Malheureusement, ces avantages syntaxiques sont compensés par de sérieux inconvénients. D'abord la complication des formes : chaque nom a six cas, mais les désinences affectées à ces cas sont différentes selon que le nom appartient (sans que cela ait valeur significative) à une déclinaison ou à une autre. Or, il y a cinq déclinaisons, ou plus exactement deux fois cinq, car il y a chaque fois deux séries de désinences, une pour le singulier et une pour le pluriel. Ces complications tendaient à se réduire ; le développement de l'écriture a ralenti une évolution qui eût été en somme favorable, et le latin s'est effondré avant de s'être allégé.
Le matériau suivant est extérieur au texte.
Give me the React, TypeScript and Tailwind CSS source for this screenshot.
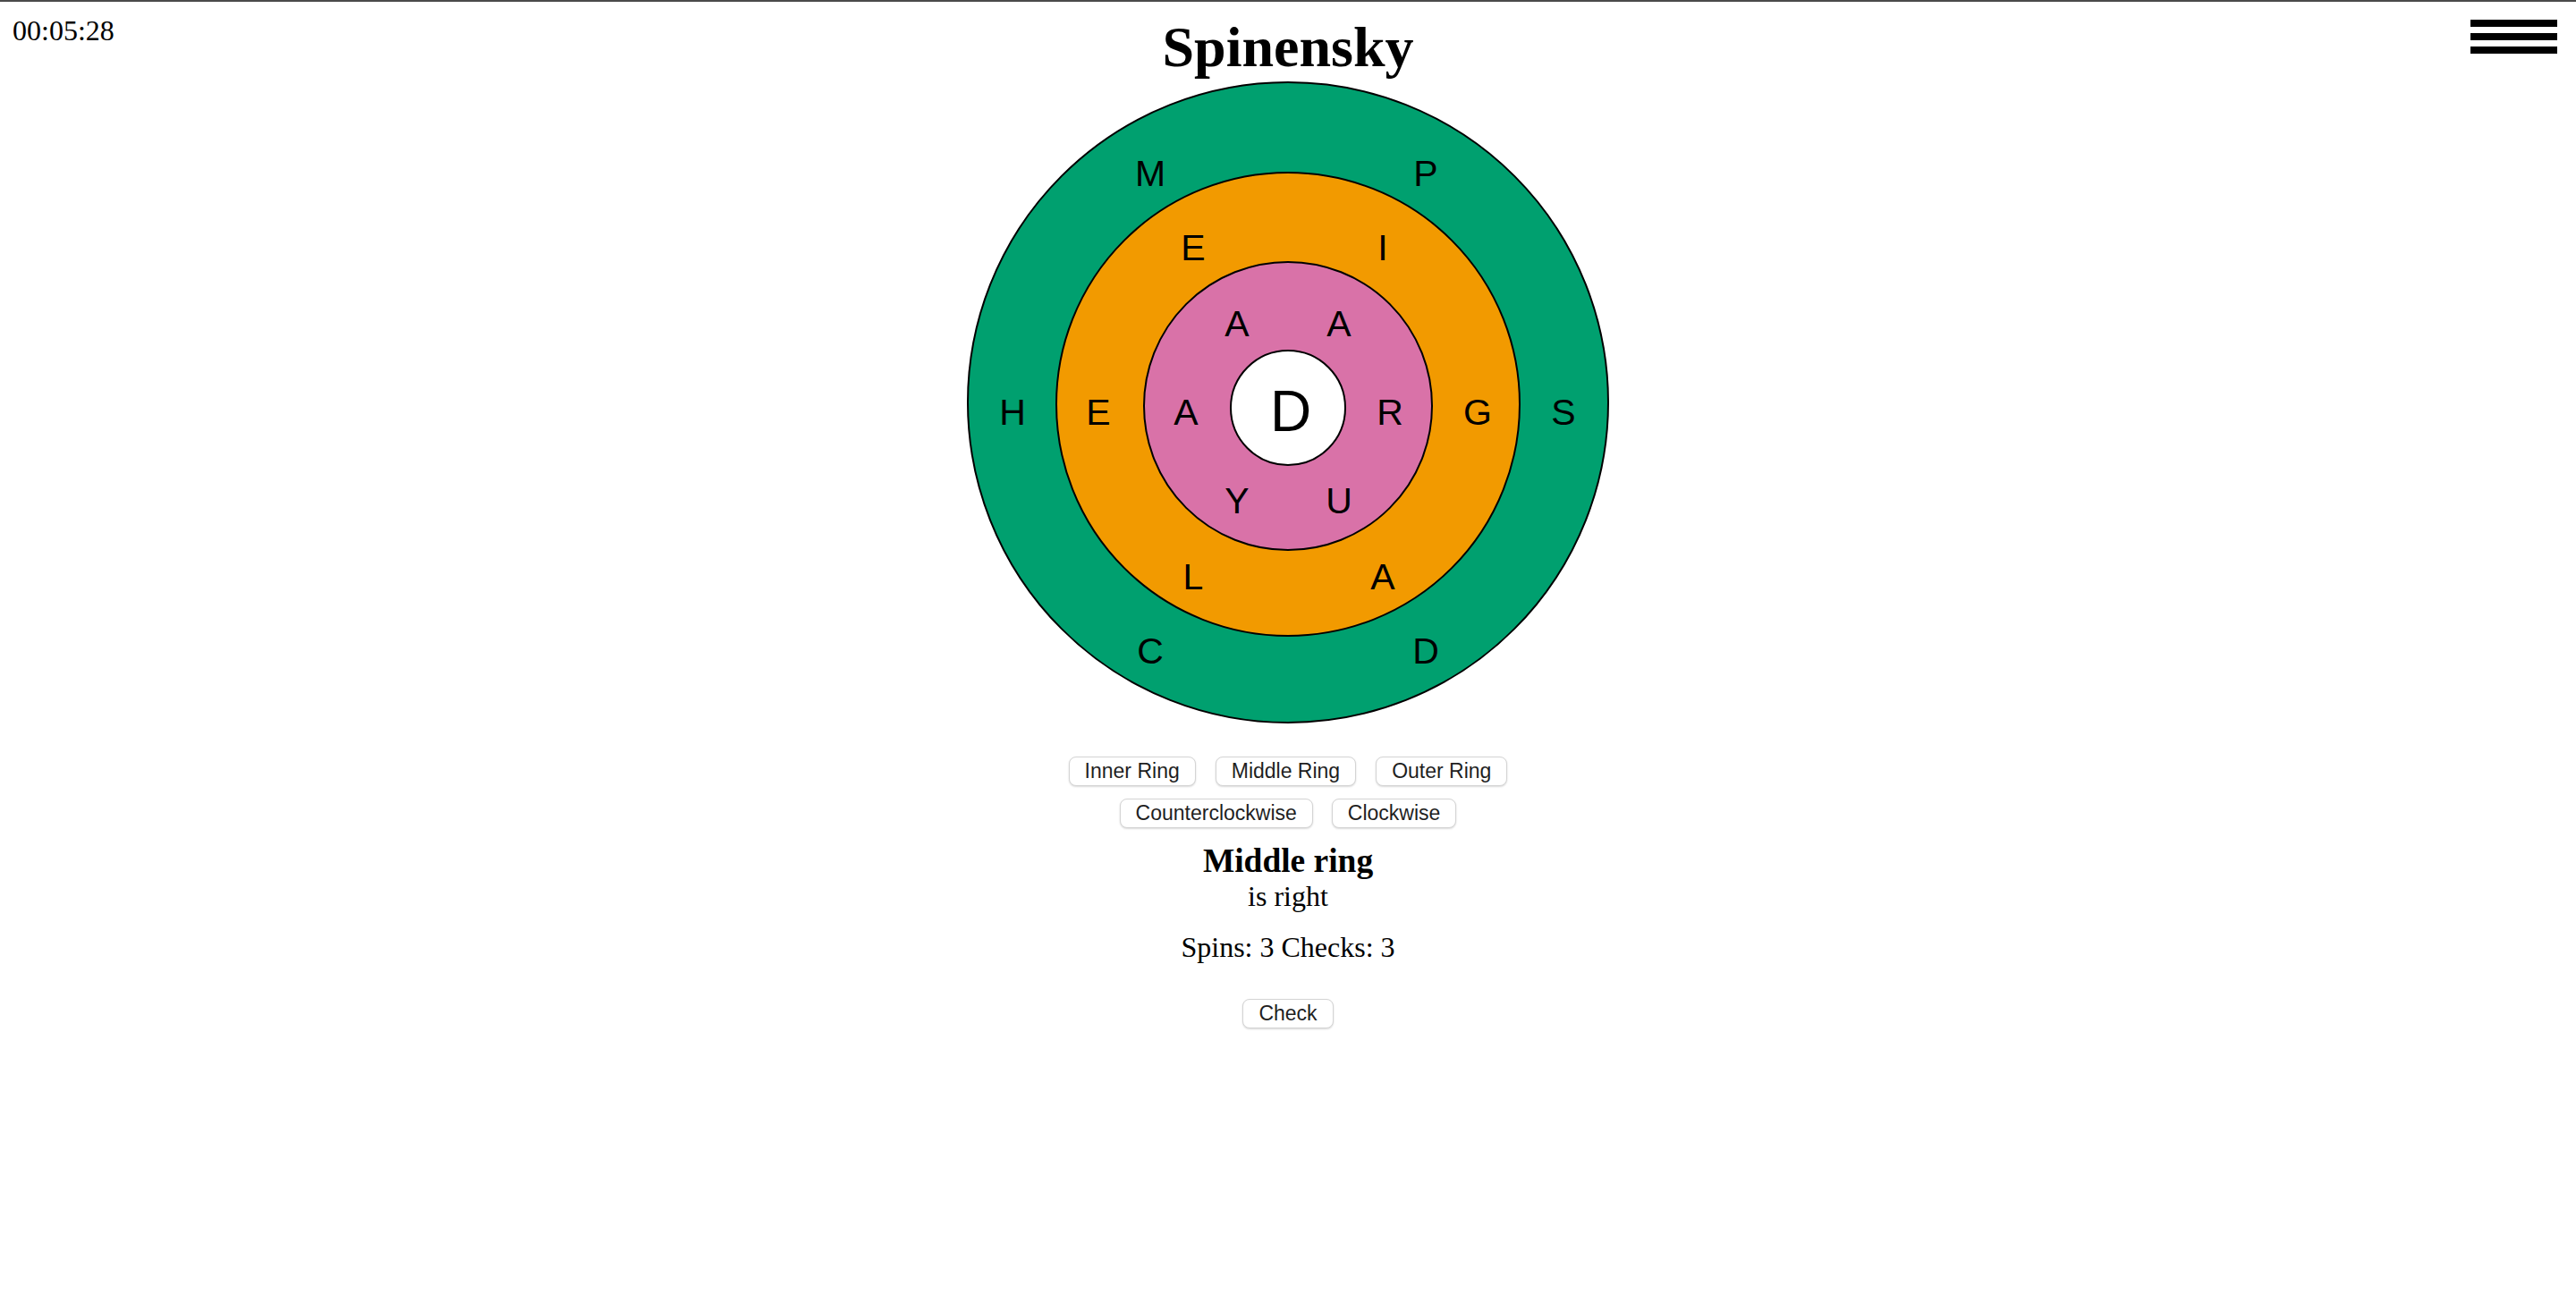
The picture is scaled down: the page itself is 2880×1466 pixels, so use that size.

Le système avait d'autres défauts, peut-être plus graves : une fois mis à part le nominatif, le vocatif, le génitif, qui s'étaient vraiment spécialisés (cas du sujet, de la personne interpellée, du déterminant de nom), l'accusatif, le datif, l'ablatif restent seuls disponibles ; leurs champs d'emploi empiètent les uns sur les autres ; les fonctions ne peuvent être indiquées que de façon assez indécise. Surtout, le point d'attache des liens qu'elles instituent reste généralement dans le vague : souvent le mot paraît apporter sa contribution à l'idée générale de la phrase sans qu'on voie bien à quel élément plutôt qu'à tel autre le rattacher spécialement ; à la limite, c'est l'« ablatif absolu », apportant dans la phrase, hors construction, un certain nombre d'éléments nominaux dont rien n'indique la fonction. Sans doute des prépositions interviennent parfois ou peuvent intervenir, mais le système de la langue ne porte guère à les employer.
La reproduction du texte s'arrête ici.